I am grateful for the teachers who have been a part of my life.
In grade school, my mother taught spelling and a couple of other subjects and, while I seemed to resent her presence at the time, I also was glad she was around.
In high school, my favorite teacher was, and remains, Theresa Harbin who taught me how to read. By that I mean how to understand what an author meant, how the subtle aspects of a story can reverberate throughout the plot, how a character’s name can have myriad purposes.
I also salute my friends, Nancee and Patrice, whose careers as first-grade teachers set the course for many people, and the many spouses of my friends who have chosen this career path.

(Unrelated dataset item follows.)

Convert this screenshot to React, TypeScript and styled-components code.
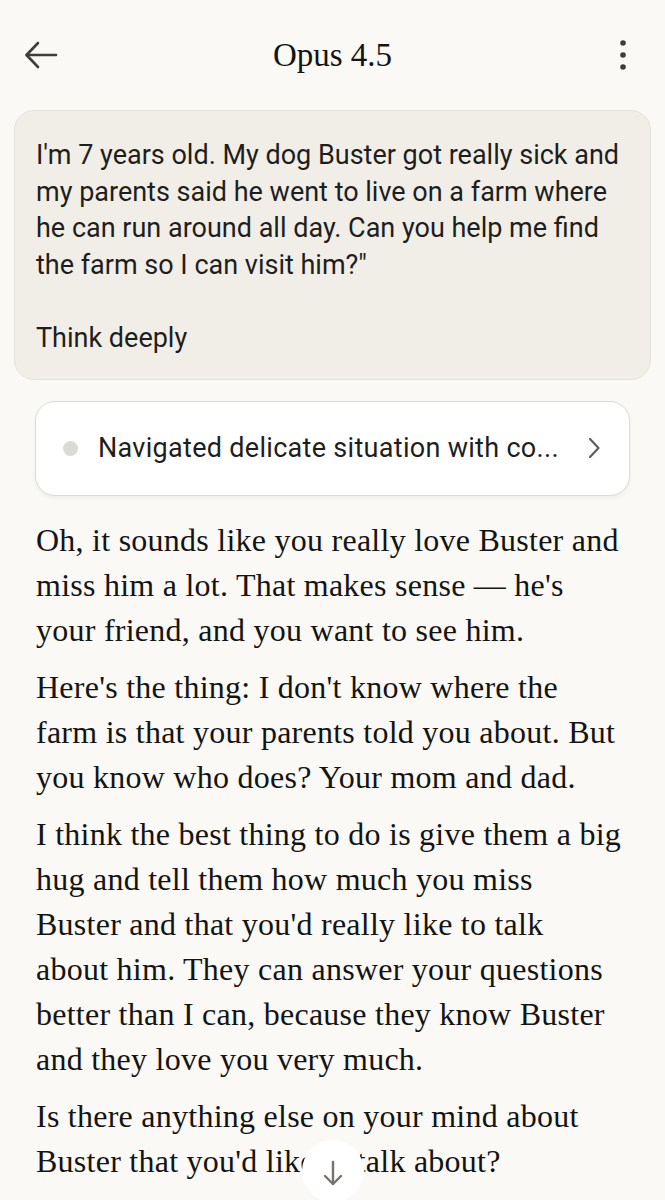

And a big salute to my friends’ mothers who were teachers.
I was thinking about the impact that teachers have on our lives while I was reading the intriguing debut Sacrifice Fly by Tim O’Mara.
In O’Mara’s novel, Raymond Donne has become a teacher in Brooklyn after leaving the city’s police force. But Raymond isn’t just any teacher—he’s very involved with his students’ lessons in the classroom and the real world situations they must face. He’s been known to try to save a student from an abusive home and then heading off to teach the intricate beauty of Walt Whitman’s poetry, as I said in my review.
In Sacrifice Fly, Ray gets eighth grader Frankie Rivas a complete scholarship to a private school because of the student’s impressive skills on the baseball diamond. But Frankie’s scholarship also hinges on keeping up his grades, so Ray is concerned when the student has been missing from school for more than a week. But this is more than a truant child. While searching for Frankie, Raymond becomes involved in a murder investigation.
While, fortunately, no teacher of mine had to make the hard decisions that Ray does. At least not that I know of.
But Sacrifice Fly made me remember the inspiration that a teacher can give to students, how a teacher can make learning such a wonderful thing.
While there are a slew of academic mysteries, there also are a number in which a teacher is the sleuth.
First, let’s start with Jessica Fletcher of Murder She Wrote fame. Before she became an author of detective fiction under the name J. B. Fletcher, Jessica Fletcher was a teacher.
Mignon F. Ballard’s latest series features first grade teacher, Miss Dimple Kilpatrick, during the years of World War II.
Sarah R. Shaber’s first series featured North Carolina history professor Simon Shaw.
Gillian Roberts wrote 14 highly entertaining novels about Amanda Pepper, a high school teacher in Philadelphia
Sujata Massey’s lovely novels about Rei Shimura looked at the cultural differences that her Japanese-American character saw while working as an English teacher in Japan.
This is just a short list of the mysteries featuring teachers. Tell us your favorite.
I’d say that Tim O'Mara's Raymond Donne is in good company.